From the age twelve years I have been told I would never carry a child to term. There were days of depression, fears of never having my own children, feeling like an oddity that I didn’t menstruate like my friends and all around not feeling like a “real” woman.
Eventually I came to the conclusion that this did not mean that I would never be a mother – there was ALWAYS adoption and that life was just giving me a different path.
Then on November 7th, 2007 I went in for a routine lady visit and everything was going like normal when my doctor asked me to take a urine test to check for an UTI. Didn’t seem too out of the ordinary until the doctor came back in and told me that my urine sample showed that I was pregnant.
As the word pregnant escaped her lips I felt two things: 1. Fear 2. Disappointment. Fear because I didn’t know what was going to happen and disappointment because they had told me that I would never carry a child to term and I didn’t want to get my hopes up.
My doctor is an amazing woman and she could see the worry on my face. She took my hand and told me that she would call the local hospital and schedule me to be rushed in for an ultrasound.
As I drove to the hospital I rubbed my belly and tried not to let myself get excited. The ultrasound tech had obviously been told about my situation and was kind not to ask too many questions.
Laying on that table waiting for the machine to warm up scared me to no end and then I heard it – the most amazing sound that I will ever hear. The heartbeat of my child. MY CHILD.
Tears started to well up inside me and I just had to let them go because they were tears of excitement and also tears of disappointment because of the fear of not carrying to term.
The following day I returned to my doctor’s office to get the results of the ultrasound. She walked in with the biggest smile on her face and hugged me and her words will be with me forever: “You are going to be a mother. You are in the 13th week of your pregnancy and out of the danger zone. The baby sounds great and I can tell you the sex. You are having a little boy!”
That was when she handed me the picture from my ultrasound and started pointing out where the head, hands and feet were located. My tears were streaming so it was hard for me to see what she was pointing at.

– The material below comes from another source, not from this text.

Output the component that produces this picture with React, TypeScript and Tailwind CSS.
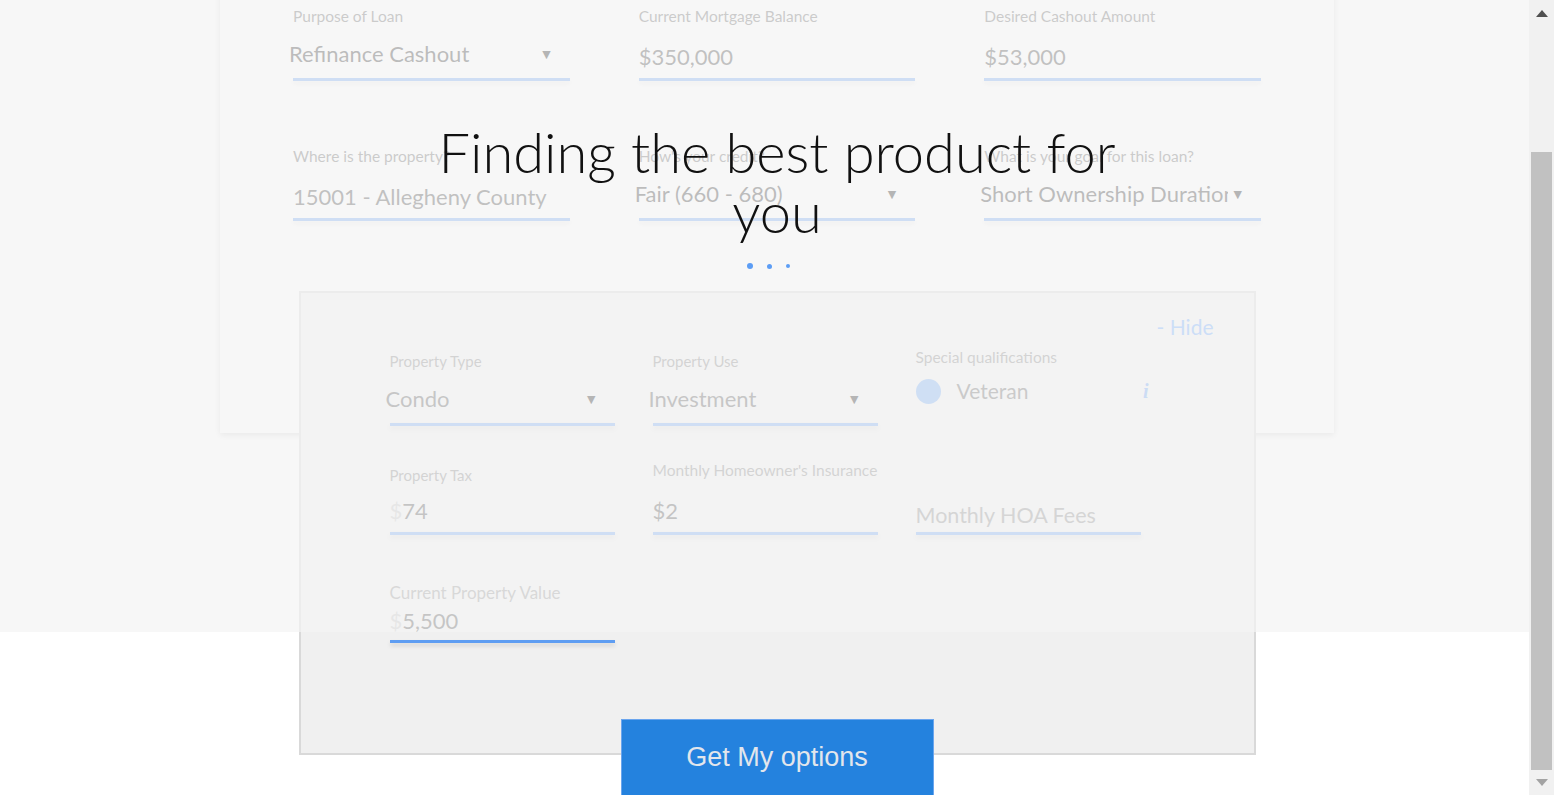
import React from "react";

const UL = "h-[3px] w-full bg-[#7aacf5] shadow-[0_3px_4px_rgba(0,0,0,0.1)]";

function Arrow() {
  return (
    <span className="ml-[6px] shrink-0 font-['DejaVu_Sans',sans-serif] text-[11px] leading-none text-[#222]">▼</span>
  );
}

function CardSelect({ label, value }: { label: string; value: string }) {
  return (
    <div className="flex flex-col">
      <div className="text-[15.5px] leading-[20px] text-[#6c6c6c] whitespace-nowrap">{label}</div>
      <div className="mt-[13px] flex h-[30px] items-center -ml-[4px] pr-[19px]">
        <span className="min-w-0 flex-1 overflow-hidden whitespace-nowrap text-[22px] leading-[30px] text-[#3a3a3a]">{value}</span>
        <Arrow />
      </div>
      <div className={"mt-[9px] " + UL} />
    </div>
  );
}

function CardInput({ label, value }: { label: string; value: string }) {
  return (
    <div className="flex flex-col">
      <div className="text-[15.5px] leading-[20px] text-[#6c6c6c] whitespace-nowrap">{label}</div>
      <div className="mt-[13px] h-[30px] pt-[3px] text-[22px] leading-[30px] text-[#4a4a4a] whitespace-nowrap">{value}</div>
      <div className={"mt-[9px] " + UL} />
    </div>
  );
}

function PanelSelect({ label, value }: { label: string; value: string }) {
  return (
    <div className="flex flex-col">
      <div className="text-[15px] leading-[20px] text-[#878787] whitespace-nowrap">{label}</div>
      <div className="mt-[13px] flex h-[30px] items-center -ml-[4px] pr-[19px]">
        <span className="min-w-0 flex-1 overflow-hidden whitespace-nowrap text-[22px] leading-[30px] text-[#5c5c5c]">{value}</span>
        <Arrow />
      </div>
      <div className={"mt-[9px] " + UL} />
    </div>
  );
}

export default function App() {
  return (
    <div className="relative h-[795px] w-full overflow-hidden bg-white font-['Lato',sans-serif]">
      {/* page content */}
      <div className="flex flex-col items-center">
        {/* main card */}
        <div className="-mt-[20px] w-[1114px] bg-white px-[73px] pt-[26px] pb-[212px] shadow-[0_2px_6px_rgba(0,0,0,0.18)]">
          <div className="grid grid-cols-3 gap-x-[69px]">
            <CardSelect label="Purpose of Loan" value="Refinance Cashout" />
            <CardInput label="Current Mortgage Balance" value="$350,000" />
            <CardInput label="Desired Cashout Amount" value="$53,000" />
          </div>
          <div className="mt-[65px] grid grid-cols-3 gap-x-[69px]">
            <CardInput label="Where is the property?" value="15001 - Allegheny County" />
            <CardSelect label="How's your credit?" value="Fair (660 - 680)" />
            <CardSelect label="What is your goal for this loan?" value="Short Ownership Duration" />
          </div>
        </div>

        {/* more options panel */}
        <div className="relative z-10 -mt-[142px] flex h-[464px] w-[957px] flex-col border-2 border-[#d9d9d9] bg-[#f0f0f0] pl-[89px] pr-[40px] pt-[19px]">
          <div className="flex justify-end text-[21px] leading-[30px] text-[#6eaaff]">- Hide</div>

          <div className="mt-[9px] grid w-[751px] grid-cols-3 gap-x-[38px]">
            <PanelSelect label="Property Type" value="Condo" />
            <PanelSelect label="Property Use" value="Investment" />
            <div className="flex flex-col">
              <div className="-mt-[4px] text-[15.5px] leading-[20px] text-[#878787] whitespace-nowrap">Special qualifications</div>
              <div className="mt-[9px] flex h-[30px] w-[233px] items-center">
                <span className="h-[25px] w-[25px] shrink-0 rounded-full bg-[#7aaef5]" />
                <span className="ml-[16px] text-[21px] leading-[30px] text-[#6a6a6a]">Veteran</span>
                <span className="ml-auto font-['Liberation_Serif',serif] text-[20px] font-bold italic leading-[30px] text-[#6ea6f5]">i</span>
              </div>
            </div>
          </div>

          <div className="mt-[39px] grid w-[751px] grid-cols-3 gap-x-[38px]">
            <div className="flex flex-col">
              <div className="text-[15px] leading-[20px] text-[#878787]">Property Tax</div>
              <div className="mt-[8px] h-[30px] pt-[3px] text-[22px] leading-[30px] text-[#555]">
                <span className="text-[#c6c6c6]">$</span>74
              </div>
              <div className={"mt-[9px] " + UL} />
            </div>
            <div className="flex flex-col">
              <div className="-mt-[5px] mb-[5px] text-[15.5px] leading-[20px] text-[#878787] whitespace-nowrap">Monthly Homeowner's Insurance</div>
              <div className="mt-[8px] h-[30px] pt-[3px] text-[22px] leading-[30px] text-[#555]">$2</div>
              <div className={"mt-[9px] " + UL} />
            </div>
            <div className="flex flex-col">
              <div className="h-[20px]" />
              <div className="mt-[8px] h-[30px] pt-[7px] text-[21.5px] leading-[30px] text-[#8d8d8d] whitespace-nowrap">Monthly HOA Fees</div>
              <div className={"mt-[9px] " + UL} />
            </div>
          </div>

          <div className="mt-[48px] grid w-[751px] grid-cols-3 gap-x-[38px]">
            <div className="flex flex-col">
              <div className="text-[17px] leading-[20px] text-[#979797] whitespace-nowrap">Current Property Value</div>
              <div className="h-[30px] pt-[3px] text-[22px] leading-[30px] text-[#595959]">
                <span className="text-[#c6c6c6]">$</span>5,500
              </div>
              <div className="mt-[7px] h-[3px] w-full bg-[#5e9df2] shadow-[0_3px_4px_rgba(0,0,0,0.12)]" />
            </div>
          </div>
        </div>

        {/* button */}
        <button className="relative z-10 -mt-[36px] flex h-[82px] w-[313px] justify-center border border-[#6aa5ee] bg-[#2482de] pt-[22px] font-['Liberation_Sans',Arial,sans-serif] text-[27px] leading-[30px] text-[#e2e6ec]">
          Get My options
        </button>
      </div>

      {/* loading overlay */}
      <div className="absolute left-0 right-0 top-0 z-20 flex h-[632px] flex-col items-center bg-[rgba(244,244,244,0.7)] pt-[122px]">
        <div className="w-[720px] text-center text-[56px] font-light leading-[60px] text-[#111]">Finding the best product for you</div>
        <div className="mt-[21px] flex items-center gap-[14px] pr-[18px]">
          <span className="h-[6px] w-[6px] rounded-full bg-[#5c9df5]" />
          <span className="h-[5px] w-[5px] rounded-full bg-[#5c9df5]" />
          <span className="h-[4px] w-[4px] rounded-full bg-[#5c9df5]" />
        </div>
      </div>

      {/* scrollbar */}
      <div className="absolute bottom-0 right-0 top-0 z-30 flex w-[25px] flex-col bg-[#f1f1f1]">
        <div className="flex h-[152px] justify-center pt-[10px]">
          <svg width="12" height="7" viewBox="0 0 12 7">
            <path d="M6 0 L12 7 L0 7 Z" fill="#505050" />
          </svg>
        </div>
        <div className="mx-[2px] flex-1 bg-[#c1c1c1]" />
        <div className="flex h-[25px] justify-center pt-[9px]">
          <svg width="12" height="7" viewBox="0 0 12 7">
            <path d="M0 0 L12 0 L6 7 Z" fill="#a3a3a3" />
          </svg>
        </div>
      </div>
    </div>
  );
}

On my way home I stopped at a local craft store and bought a plain bib and a bottle of blue puff paint. On the bib I wrote “I love my Daddy” and hid it in my fiance’s video game case.
When my fiance came home from work he sat down to play his favorite video game. When he opened the case his expression was one for the record books and he turned and asked me: “Are you? Are we….”
I just nodded my head yes and handed him the ultrasound picture. He screamed like the little girl who got the Barbie she wanted for Christmas.
My pregnancy had its ups and downs and weekly visits for monitoring but it was all worth it.
June 8th, 2009 I woke up from an afternoon nap and felt weird. My mother had flown down from Tennessee in order to be there for me and she agreed it sounded like I was in labor.
About an hour later we were on our way to the hospital, circus in tow – fiance, mother, two best friends, dad, and my aunt. In the hospital I was told that I was five cm dilated.
My aunt and mother did this AMAZING trick to help me with the contractions. They each took one of my feet and when I would have a strong contraction they would press on the arch of my foot. It was almost like the contraction would disappear.
My fiancée was also helpful, keeping my long hair braided and out of the way and rubbing my back – and of course providing beautiful and relaxing acoustic guitar music.
My water finally broke on June 9th. I told the nurse that I was pushing and could not stop, she thought I easily had another four hours to go. Twenty-two minutes after my water broke and four back breaking pushes later they handed me my beautiful screaming son!
After all that medicine and science have given us there is no 100% guaranteed diagnosis – my son is living proof of that. Though he was born four weeks early, he weighed 8.2 pounds and was 19 inches long.
Life has given me a gift that will forever make me feel empowered and glad to be alive. I’m so glad that “No” is not always the final answer.